Financing Female-Led Films.



Film Find embedded above a TIFF Industry discussion about the financing of female-led films, encompassing what's gone wrong in the past and with an idea for the kinds of action which could and should be taken in the future. The too long to watch version is that because women have always been in the minority on boards and in decision making roles even if a discrimination in creative circles isn't actively brought by men it can be unconsciously. The action plan is essentially to create goals. The best contributor is Anna Serner, the CEO of the Swedish Film Institute were 50% of the productions they finance are by women directors and as she notes it's all very well women filmmakers getting together in support networks and talking but its then up to them to take their talents up the hierarchy.

Frankly, and let's call them what they are, man films made by men about men for men.
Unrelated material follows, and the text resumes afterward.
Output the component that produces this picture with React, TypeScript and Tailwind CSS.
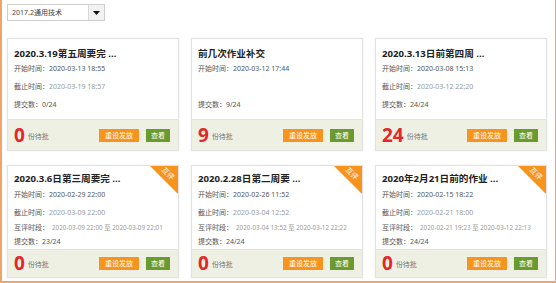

To unfairly selecting something at random, I watched the exceedingly average Out of the Furnace recently which stars Christian Bale as a mill worker who's trying to protect his younger wayward war veteran brother Casey Affleck. There's more to it than that, but suffice to say there's some punching and shooting and shouting and amongst a cast which includes the likes of Woody Harrelson and Willem Defoe there's room for just one female character, played as she so often is by Zoe Saldana. Now the potential argument is that the film's portraying a world in which there are few women and in which these men don't much interact with women, but my counter-argument would be ask why we have to see that again?

Despite only appearing in about three scenes, it's soon pretty clear that Saldana's character's story arc is a lot more original and interesting than the generically grim nonsense happening elsewhere but the filmmakers, all men, just simply aren't interested in expanding her role beyond girlfriend who leaves and hooks up with someone else in order to cause the protagonist pain. To have done so would have led to a completely different film, but I suppose my point is we've otherwise seen this film. We haven't seen the version of this film which is about her character. Not that there's any reason why this story couldn't be told with women in the lead roles either beyond the usual lazy gender stereotypes and that in and of itself would have created the necessary variance.

But as the discussion touches upon, it's also about recognising that women make up 50% of the world's population and that not having more than one woman in a lead role both behind and in front of the camera is morally wrong. Flicking through the winter preview section of this month's Empire, all I see are pages and pages of films with male protagonists, often with the character's name in the title. Apart from The Hunger Games (and possibly Star Wars), when women are visible it's as part of an ensemble and even then often as a romantic interest or daughter and the vast majority of this work is created by men. But when these things are made and are successful, as the panel agrees it's treated as a fluke rather than something to be turned into a movement and I'd add if they're a failure it stops that kind of film being made again as if that's what's important.